> _RECORDED INFORMATION_
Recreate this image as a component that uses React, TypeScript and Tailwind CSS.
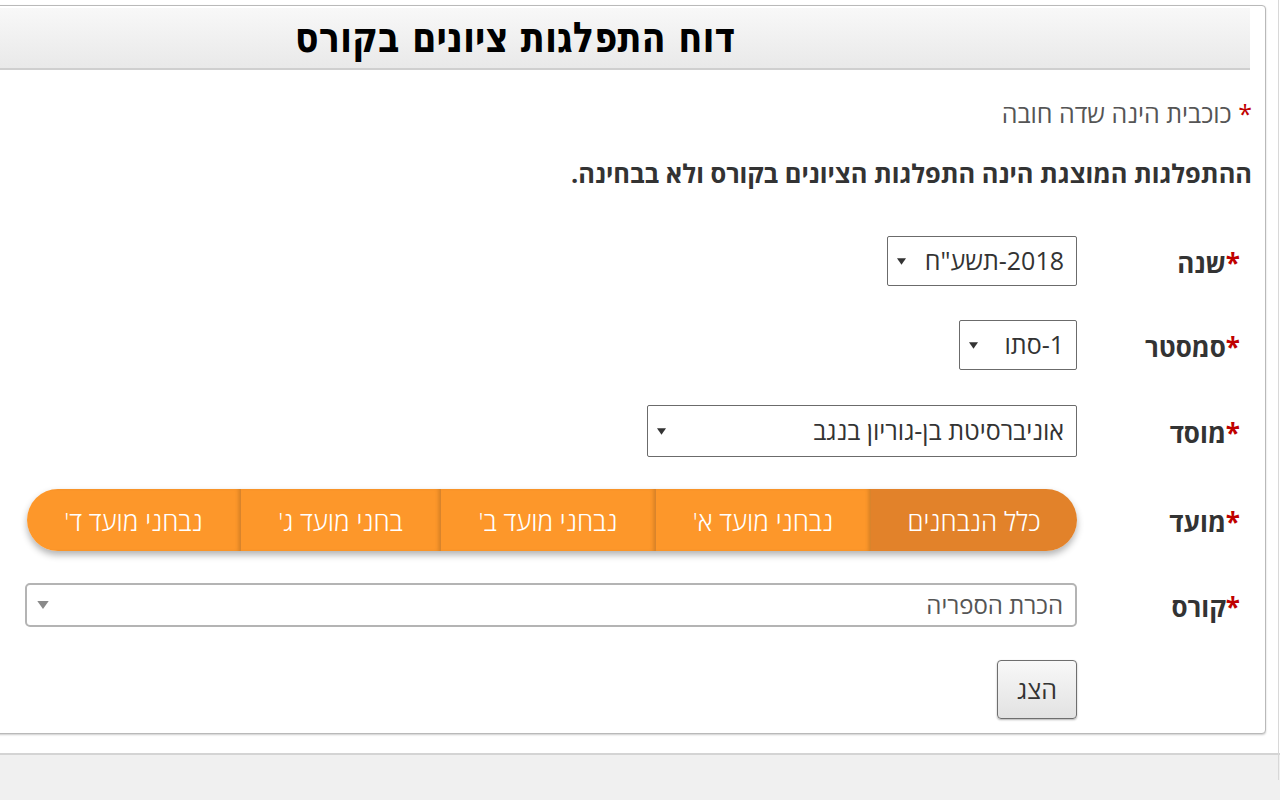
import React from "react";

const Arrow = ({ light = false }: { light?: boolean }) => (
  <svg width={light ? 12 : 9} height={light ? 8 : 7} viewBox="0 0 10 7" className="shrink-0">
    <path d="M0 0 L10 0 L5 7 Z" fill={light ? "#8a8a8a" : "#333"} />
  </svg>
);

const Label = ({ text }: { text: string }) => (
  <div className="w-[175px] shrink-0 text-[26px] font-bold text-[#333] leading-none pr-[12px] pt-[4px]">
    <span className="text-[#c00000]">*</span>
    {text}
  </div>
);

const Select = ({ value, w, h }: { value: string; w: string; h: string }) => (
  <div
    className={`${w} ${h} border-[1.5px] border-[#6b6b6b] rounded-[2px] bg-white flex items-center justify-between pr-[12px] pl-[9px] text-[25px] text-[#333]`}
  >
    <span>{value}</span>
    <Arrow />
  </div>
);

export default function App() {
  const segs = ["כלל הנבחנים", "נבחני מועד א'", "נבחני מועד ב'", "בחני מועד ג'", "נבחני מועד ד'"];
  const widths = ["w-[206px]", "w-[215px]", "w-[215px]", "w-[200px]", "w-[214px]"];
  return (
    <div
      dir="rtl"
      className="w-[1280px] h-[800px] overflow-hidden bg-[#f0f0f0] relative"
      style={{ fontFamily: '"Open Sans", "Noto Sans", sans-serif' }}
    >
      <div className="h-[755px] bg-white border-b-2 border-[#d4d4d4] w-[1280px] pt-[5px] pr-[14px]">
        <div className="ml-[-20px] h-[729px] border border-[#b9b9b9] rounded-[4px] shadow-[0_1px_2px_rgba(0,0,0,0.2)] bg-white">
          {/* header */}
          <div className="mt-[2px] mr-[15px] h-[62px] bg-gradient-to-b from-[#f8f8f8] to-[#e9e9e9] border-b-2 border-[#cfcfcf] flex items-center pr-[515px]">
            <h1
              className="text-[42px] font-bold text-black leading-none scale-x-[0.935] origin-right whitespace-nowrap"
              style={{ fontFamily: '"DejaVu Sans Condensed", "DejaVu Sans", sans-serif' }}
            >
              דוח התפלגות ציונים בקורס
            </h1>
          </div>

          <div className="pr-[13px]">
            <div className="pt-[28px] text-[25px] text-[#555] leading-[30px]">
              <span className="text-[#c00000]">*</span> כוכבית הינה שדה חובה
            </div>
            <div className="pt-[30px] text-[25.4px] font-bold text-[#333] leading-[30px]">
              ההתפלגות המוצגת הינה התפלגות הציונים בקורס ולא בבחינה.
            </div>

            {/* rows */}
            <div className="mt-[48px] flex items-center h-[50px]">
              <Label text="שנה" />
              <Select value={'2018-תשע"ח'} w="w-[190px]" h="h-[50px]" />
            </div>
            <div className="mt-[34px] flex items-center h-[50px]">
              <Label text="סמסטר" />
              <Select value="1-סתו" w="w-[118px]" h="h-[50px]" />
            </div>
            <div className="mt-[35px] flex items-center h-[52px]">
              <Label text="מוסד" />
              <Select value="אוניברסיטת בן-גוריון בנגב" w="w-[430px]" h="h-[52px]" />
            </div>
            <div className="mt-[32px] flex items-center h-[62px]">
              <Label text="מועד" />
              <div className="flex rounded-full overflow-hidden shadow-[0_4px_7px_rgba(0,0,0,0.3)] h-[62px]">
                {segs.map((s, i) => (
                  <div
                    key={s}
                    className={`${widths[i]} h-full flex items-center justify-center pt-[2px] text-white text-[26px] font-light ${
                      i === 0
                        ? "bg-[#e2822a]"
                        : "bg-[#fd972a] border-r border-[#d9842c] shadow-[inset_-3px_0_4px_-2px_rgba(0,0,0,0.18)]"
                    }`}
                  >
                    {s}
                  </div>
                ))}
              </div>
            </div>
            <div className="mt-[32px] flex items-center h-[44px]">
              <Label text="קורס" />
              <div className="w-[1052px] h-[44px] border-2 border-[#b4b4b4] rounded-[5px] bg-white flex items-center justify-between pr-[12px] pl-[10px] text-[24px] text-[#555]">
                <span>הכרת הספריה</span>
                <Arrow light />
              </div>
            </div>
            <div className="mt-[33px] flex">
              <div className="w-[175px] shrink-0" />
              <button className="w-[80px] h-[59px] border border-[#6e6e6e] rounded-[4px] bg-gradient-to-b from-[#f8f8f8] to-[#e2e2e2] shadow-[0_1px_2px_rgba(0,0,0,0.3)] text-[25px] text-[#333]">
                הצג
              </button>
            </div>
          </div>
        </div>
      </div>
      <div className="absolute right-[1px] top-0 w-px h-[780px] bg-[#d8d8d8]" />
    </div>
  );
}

> _WHAT YOU WILL DO_
Repeat the material above verbatim, with no pictures in the output.

> _RESPONSE BELOW_
Recreate this image as a component that uses React, TypeScript and Tailwind CSS.
import React from "react";

const Arrow = ({ light = false }: { light?: boolean }) => (
  <svg width={light ? 12 : 9} height={light ? 8 : 7} viewBox="0 0 10 7" className="shrink-0">
    <path d="M0 0 L10 0 L5 7 Z" fill={light ? "#8a8a8a" : "#333"} />
  </svg>
);

const Label = ({ text }: { text: string }) => (
  <div className="w-[175px] shrink-0 text-[26px] font-bold text-[#333] leading-none pr-[12px] pt-[4px]">
    <span className="text-[#c00000]">*</span>
    {text}
  </div>
);

const Select = ({ value, w, h }: { value: string; w: string; h: string }) => (
  <div
    className={`${w} ${h} border-[1.5px] border-[#6b6b6b] rounded-[2px] bg-white flex items-center justify-between pr-[12px] pl-[9px] text-[25px] text-[#333]`}
  >
    <span>{value}</span>
    <Arrow />
  </div>
);

export default function App() {
  const segs = ["כלל הנבחנים", "נבחני מועד א'", "נבחני מועד ב'", "בחני מועד ג'", "נבחני מועד ד'"];
  const widths = ["w-[206px]", "w-[215px]", "w-[215px]", "w-[200px]", "w-[214px]"];
  return (
    <div
      dir="rtl"
      className="w-[1280px] h-[800px] overflow-hidden bg-[#f0f0f0] relative"
      style={{ fontFamily: '"Open Sans", "Noto Sans", sans-serif' }}
    >
      <div className="h-[755px] bg-white border-b-2 border-[#d4d4d4] w-[1280px] pt-[5px] pr-[14px]">
        <div className="ml-[-20px] h-[729px] border border-[#b9b9b9] rounded-[4px] shadow-[0_1px_2px_rgba(0,0,0,0.2)] bg-white">
          {/* header */}
          <div className="mt-[2px] mr-[15px] h-[62px] bg-gradient-to-b from-[#f8f8f8] to-[#e9e9e9] border-b-2 border-[#cfcfcf] flex items-center pr-[515px]">
            <h1
              className="text-[42px] font-bold text-black leading-none scale-x-[0.935] origin-right whitespace-nowrap"
              style={{ fontFamily: '"DejaVu Sans Condensed", "DejaVu Sans", sans-serif' }}
            >
              דוח התפלגות ציונים בקורס
            </h1>
          </div>

          <div className="pr-[13px]">
            <div className="pt-[28px] text-[25px] text-[#555] leading-[30px]">
              <span className="text-[#c00000]">*</span> כוכבית הינה שדה חובה
            </div>
            <div className="pt-[30px] text-[25.4px] font-bold text-[#333] leading-[30px]">
              ההתפלגות המוצגת הינה התפלגות הציונים בקורס ולא בבחינה.
            </div>

            {/* rows */}
            <div className="mt-[48px] flex items-center h-[50px]">
              <Label text="שנה" />
              <Select value={'2018-תשע"ח'} w="w-[190px]" h="h-[50px]" />
            </div>
            <div className="mt-[34px] flex items-center h-[50px]">
              <Label text="סמסטר" />
              <Select value="1-סתו" w="w-[118px]" h="h-[50px]" />
            </div>
            <div className="mt-[35px] flex items-center h-[52px]">
              <Label text="מוסד" />
              <Select value="אוניברסיטת בן-גוריון בנגב" w="w-[430px]" h="h-[52px]" />
            </div>
            <div className="mt-[32px] flex items-center h-[62px]">
              <Label text="מועד" />
              <div className="flex rounded-full overflow-hidden shadow-[0_4px_7px_rgba(0,0,0,0.3)] h-[62px]">
                {segs.map((s, i) => (
                  <div
                    key={s}
                    className={`${widths[i]} h-full flex items-center justify-center pt-[2px] text-white text-[26px] font-light ${
                      i === 0
                        ? "bg-[#e2822a]"
                        : "bg-[#fd972a] border-r border-[#d9842c] shadow-[inset_-3px_0_4px_-2px_rgba(0,0,0,0.18)]"
                    }`}
                  >
                    {s}
                  </div>
                ))}
              </div>
            </div>
            <div className="mt-[32px] flex items-center h-[44px]">
              <Label text="קורס" />
              <div className="w-[1052px] h-[44px] border-2 border-[#b4b4b4] rounded-[5px] bg-white flex items-center justify-between pr-[12px] pl-[10px] text-[24px] text-[#555]">
                <span>הכרת הספריה</span>
                <Arrow light />
              </div>
            </div>
            <div className="mt-[33px] flex">
              <div className="w-[175px] shrink-0" />
              <button className="w-[80px] h-[59px] border border-[#6e6e6e] rounded-[4px] bg-gradient-to-b from-[#f8f8f8] to-[#e2e2e2] shadow-[0_1px_2px_rgba(0,0,0,0.3)] text-[25px] text-[#333]">
                הצג
              </button>
            </div>
          </div>
        </div>
      </div>
      <div className="absolute right-[1px] top-0 w-px h-[780px] bg-[#d8d8d8]" />
    </div>
  );
}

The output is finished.